Yesterday, I seized the day by visiting the Library of Michigan while I am still on break between semesters and got lost in the Z class for a few hours browsing my favorite topic: censorship and intellectual freedom.

Between interviewing directors and practicing librarians as well as reading a fabulous book titled True Stories of Censorship Battles in America’s Libraries — edited by Kathy Barco and Valerie Nye — I seem to have a pretty good grasp on the patron-side of challenges and censorship which prompted me to explore materials from the view of  librarians that are actually pro-censorship. So…I picked up Censorship: Opposing Viewpoints and read Thomas Storck’s essay titled, A Case for Censorship: Defending the Poor from the Jaded Rich. 

Needless to say, I was pretty floored and as a result ended up logging into Facebook to capture a sentence in the essay’s introduction. My status update read, “There is something wrong with the following sentence: ‘Storck, a librarian in Washington, D.C., insists that censorship can both prevent harmful acts and facilitate society’s intellectual pursuit of truth.'”

Thomas Storck (1994) posits: 

“For, human nature being what it is, it is naive to think we can freely read and view things that promote or portray evil deeds without sometimes feeling encouraged to commit such deeds. And if this is the case, then censorship can sometimes be a necessity…[case for censorship]…It can be stated in the following simple thesis: ideas lead to actions, and bad ideas often lead to bad acts, bringing harm to individuals and possible ruin to societies. Just as the state has the right to restrict and direct a person’s activities when he is a physical threat to the community, so also in the matter of intellectual or cultural threats, the authorities have duties to protect the community.” (Pages 18-19)

Further… 

“The ideal censor is not some ill-educated, parochial bigot, but someone of liberal education and continued wide reading, someone with a grasp of first principles and enough experience and wisdom to see how they should be put into practice.” (Page 23)

“A final point that must be noted is the connection between anti-censorship arguments and the free market…It is primarily the rich who promote and subsidize ideas and art that undermine traditional ways of life, and it is primarily the poor who suffer on that account. Society exists to protect and promote the welfare of all, but especially of the poor and the workingman. To exalt the free and irresponsible expression of the individual is to take up a position contrary to the community’s duty of protecting the poor…Only those with sufficient money and ennui have the time or resources to produce ideas or art that corrupt or debase.” (Page 23 – 24)

My thoughts…
I wholeheartedly concur with the sentiments of Lester Asheim — “Selection seeks to protect the right of the reader to read; censorship seeks to protect—not the right—but the reader from himself from the fancied effects of his reading. The selector has faith in the intelligence of the reader; the censor has faith only in his own.”

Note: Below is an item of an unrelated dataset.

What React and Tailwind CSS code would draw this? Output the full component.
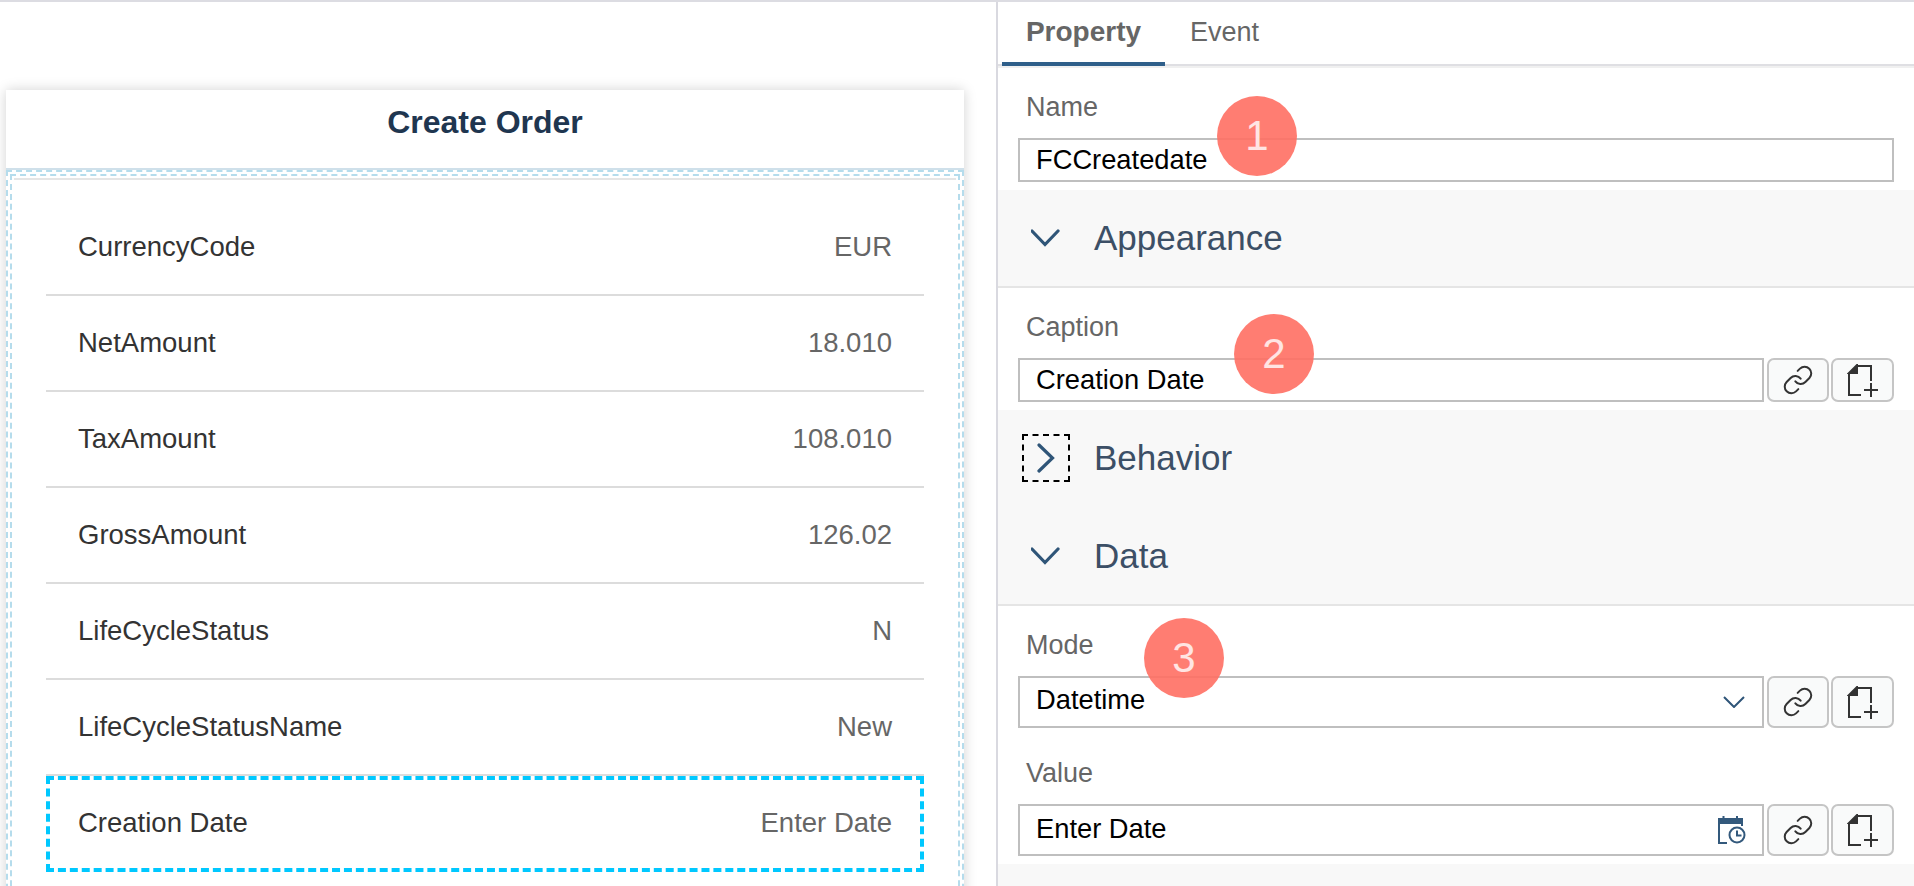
import React from 'react';
import { Link } from 'lucide-react';

const rows = [
  { label: 'CurrencyCode', value: 'EUR' },
  { label: 'NetAmount', value: '18.010' },
  { label: 'TaxAmount', value: '108.010' },
  { label: 'GrossAmount', value: '126.02' },
  { label: 'LifeCycleStatus', value: 'N' },
  { label: 'LifeCycleStatusName', value: 'New' },
];

function AddDocIcon() {
  return (
    <svg width="32" height="33" viewBox="0 0 32 33" fill="none" stroke="#333" strokeWidth="2">
      <path d="M10 2H24V17M2 9V31H14" />
      <path d="M2 9L10 1V9Z" fill="#333" />
      <path d="M24 19V33M17 26H31" />
    </svg>
  );
}

function DateTimeIcon() {
  return (
    <svg width="28" height="28" viewBox="0 0 28 28" fill="none" stroke="#33597c" strokeWidth="2">
      <path d="M1 3H24V7H1Z" fill="#33597c" />
      <path d="M5.5 0V3M19 0V3" />
      <path d="M1 7V27H9M24 7V10" />
      <circle cx="19" cy="19" r="7.5" />
      <path d="M19 14.5V19.5H23.5" />
    </svg>
  );
}

function ChevronDown() {
  return (
    <svg width="30" height="18" viewBox="0 0 30 18" fill="none" stroke="#2f5578" strokeWidth="3.2" strokeLinecap="round">
      <path d="M1 2L14 15.5L27 2" />
    </svg>
  );
}

function ChevronRight() {
  return (
    <svg width="18" height="30" viewBox="0 0 18 30" fill="none" stroke="#2f5578" strokeWidth="3.2" strokeLinecap="round">
      <path d="M2 2L15.5 15L2 28" />
    </svg>
  );
}

function Badge({ n, className }) {
  return (
    <div className={`absolute w-[80px] h-[80px] rounded-full bg-[#ff6f63]/90 flex items-center justify-center text-[42px] text-white/80 leading-none ${className}`}>
      {n}
    </div>
  );
}

function SideButtons() {
  return (
    <div className="flex gap-[2px] ml-[3px] h-full">
      <div className="w-[62px] h-full border-2 border-[#c5c5c5] rounded-[7px] bg-[#f9fafa] flex items-center justify-center">
        <Link size={32} strokeWidth={1.5} color="#333" />
      </div>
      <div className="w-[63px] h-full border-2 border-[#c5c5c5] rounded-[7px] bg-[#f9fafa] flex items-center justify-center">
        <AddDocIcon />
      </div>
    </div>
  );
}

function Field({ label, value, height, labelHeight, labelTop = 9, textBottom = 0, icon, buttons = true }) {
  return (
    <div>
      <div className="pl-[28px] flex items-center text-[27px] text-[#666]" style={{ height: labelHeight, paddingTop: labelTop }}>{label}</div>
      <div className="flex pl-[20px] pr-[20px]" style={{ height }}>
        <div className="flex-1 border-2 border-[#bfbfbf] bg-white flex items-center justify-between pl-[16px] pr-[16px] text-[27.3px] text-black">
          <span style={{ paddingBottom: textBottom }}>{value}</span>
          {icon}
        </div>
        {buttons && <SideButtons />}
      </div>
    </div>
  );
}

function Section({ title, open, focused, height, border }) {
  return (
    <div
      className={`bg-[#f8f8f8] flex items-center ${border ? 'border-b-2 border-[#e5e5e5]' : ''} ${focused ? 'pb-[2px]' : ''}`}
      style={{ height }}
    >
      <div className="w-[96px] flex justify-center shrink-0">
        <div className={`w-[48px] h-[48px] flex items-center justify-center ${focused ? 'border-2 border-dashed border-black' : ''}`}>
          {open ? <ChevronDown /> : <ChevronRight />}
        </div>
      </div>
      <span className="text-[35px] text-[#3c4f66]">{title}</span>
    </div>
  );
}

export default function App() {
  return (
    <div className="relative h-[886px] overflow-hidden bg-white border-t-2 border-[#dcdce2] flex font-['Liberation_Sans',Arial,sans-serif]">
      {/* Canvas */}
      <div className="w-[998px] shrink-0 border-r-2 border-[#d9d9e0] pt-[88px] pl-[6px] pr-[32px]">
        <div className="shadow-[0_0_12px_rgba(0,0,0,0.18)] bg-white">
          <div className="h-[78px] pb-[14px] flex items-center justify-center font-bold text-[32px] text-[#1f3650]">
            Create Order
          </div>
          <div className="border-t-2 border-[#cfe0ea]">
            <div className="border-2 border-dashed border-[#b5dcec] p-[2px]">
              <div className="border-2 border-dashed border-[#b5dcec] p-[2px]">
                <div className="border-t-2 border-[#e5e5e5] pt-[20px] px-[32px] pb-[40px]">
                  {rows.map((row) => (
                    <div
                      key={row.label}
                      className="h-[96px] border-b-2 border-[#dcdcdc] flex items-center justify-between pl-[32px] pr-[32px] text-[27.5px]"
                    >
                      <span className="text-[#333]">{row.label}</span>
                      <span className="text-[#666]">{row.value}</span>
                    </div>
                  ))}
                  <div className="h-[96px] pb-[2px] border-4 border-dashed border-[#00c8ff] flex items-center justify-between pl-[28px] pr-[28px] text-[27.5px]">
                    <span className="text-[#333]">Creation Date</span>
                    <span className="text-[#666]">Enter Date</span>
                  </div>
                </div>
              </div>
            </div>
          </div>
        </div>
      </div>

      {/* Property panel */}
      <div className="flex-1 min-w-0">
        <div className="h-[64px] border-b-2 border-[#dfdfe3] shadow-[0_2px_0_#f0f0f0] flex pl-[4px]">
          <div className="w-[163px] h-[64px] border-b-4 border-[#2f5f8a] flex items-center justify-center font-bold text-[28px] text-[#666]">
            Property
          </div>
          <div className="h-[60px] flex items-center ml-[25px] text-[27px] text-[#666]">Event</div>
        </div>

        <Field label="Name" value="FCCreatedate" labelHeight={72} labelTop={11} height={44} buttons={false} />
        <div className="h-[8px]" />
        <Section title="Appearance" open height={98} border />
        <Field label="Caption" value="Creation Date" labelHeight={70} height={44} />
        <div className="h-[8px]" />
        <Section title="Behavior" focused height={98} />
        <Section title="Data" open height={98} border />
        <Field
          label="Mode"
          value="Datetime"
          labelHeight={70}
          height={52}
          textBottom={4}
          icon={
            <svg width="22" height="12" viewBox="0 0 22 12" fill="none" stroke="#2f5578" strokeWidth="2" className="mr-[1px]">
              <path d="M1 1L11 11L21 1" />
            </svg>
          }
        />
        <Field label="Value" value="Enter Date" labelHeight={76} labelTop={14} height={52} textBottom={2} icon={<DateTimeIcon />} />
        <div className="h-[8px]" />
        <div className="h-[30px] bg-[#f8f8f8]" />
      </div>

      {/* Callouts */}
      <Badge n="1" className="left-[1217px] top-[94px]" />
      <Badge n="2" className="left-[1234px] top-[312px]" />
      <Badge n="3" className="left-[1144px] top-[616px]" />
    </div>
  );
}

While some might be disgusted by the availability of a book they deem ‘morally bankrupt’, I align myself with good old Ranganathan and his 5 laws of library science — specifically: (2) Every reader his (or her) book; and, (3) Every book its reader. We live in a free society and people have the right to read what they wish to read…and not be censored by some “well meaning” individual. I wholeheartedly believe that a good public library will truly have something to offend everyone…and if it doesn’t…then it’s someone’s private library.